Friday, October 03, 2008

A crazy week of work

I went in to work on Monday expecting what we had internally billed as "Manic Monday". We're working on a big change to our systems at the moment which will I believe transform the way in which information flows in supply chains. Monday was the day all the new bits of code all the development team had been individually working on would be stitched together and for the first time we could see what we'd been planning for months.

That alone was enough to make it a manic day. However mid morning a phone call came in which transformed the next 3 days for me. It went like this "Hello Simon, is there a problem with email?". I investigated... and 30 mins later was in a state of shock as one of the disks on one of our oldest but still quite busy servers (used mainly by small businesses we know well and friends and family) decided to pack up and the course of events became set for me to get the data back on-line as quickly as possible. This machine was pretty dated not even being a RAIDED disk machine unlike every one of the other servers we use.

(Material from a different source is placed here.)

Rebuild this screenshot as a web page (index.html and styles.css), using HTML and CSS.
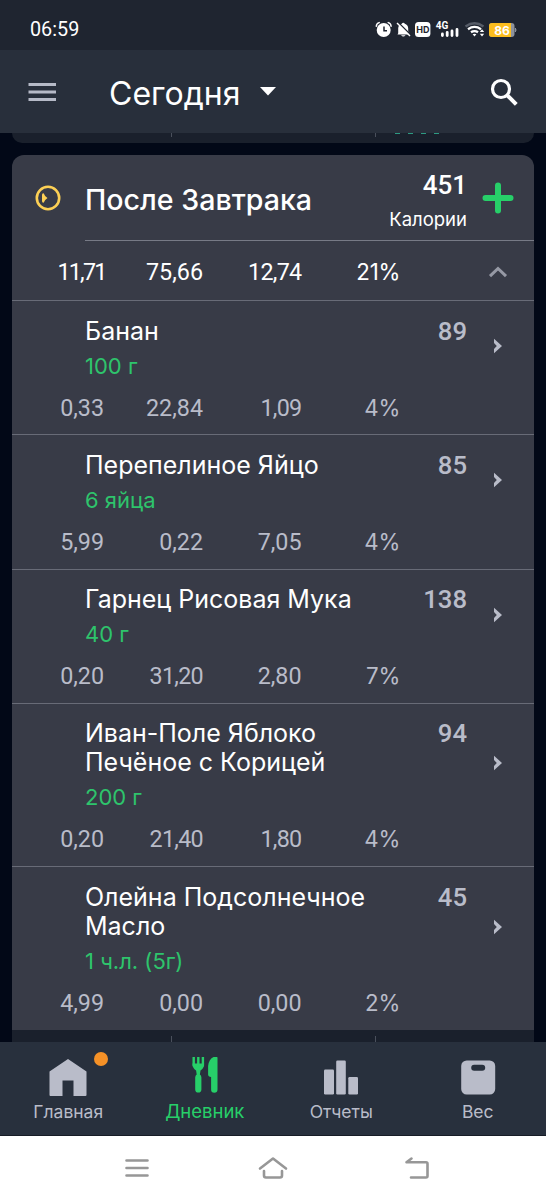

What's worse... is that as the disk was failing a full backup was in progress. So, given that we are paying for a professional backup solution I assumed the previous full backup would have to be used and we'd have to layer on the incrementals... However what the support engineer told me next nearly made me fall off my seat. The full backup overwrites the previous full backup! Yikes! That meant no backups either for this server. I swore quite a lot at that point.

Being a professional sort of person, who worries about this sort of thing I used to have my own set of backups in place before we started paying for a service. My backups were however only partial, and just of the data that mattered to my company, not of emails for friends and family that also use this server...

As the day unfurled my worst fears gradually subsided as the superb engineers at UKFast managed to somehow recover the disk, build a new machine and put the "fixed" disk in an external enclosure attached to the new machine so I could pull off everything needed. Phew... No data loss, everything was recoverable. I think we lost a few emails as the server started to fail - but thats all. Very lucky. I believe that changes will be put in place at our backup service provider to ensure such an edge case failure is catered for in future.

It took me the next few days to get everyone back online and everything back how it was before, even down to the same usernames and passwords. I worked through to 1am on Monday night, starting again at 7 the next day and kept going until it was all done. I need to learn some lessons from this, as do my service provider.

If anyone who was affected by this is reading, please accept my apologies once again.

The rest of the week has been spent catching up what I didn't do on Monday and Tuesday. And now I am exhausted having failed to catch up and have decided to take today off in lieu of the night I worked.

Its sunny outside and I intend to make the most of it, get a haircut and get and new tyre to fix the puncture I had yesterday on my Subabru (a nasty incident where I nearly lost control at over 60mph when the front tyre blew out).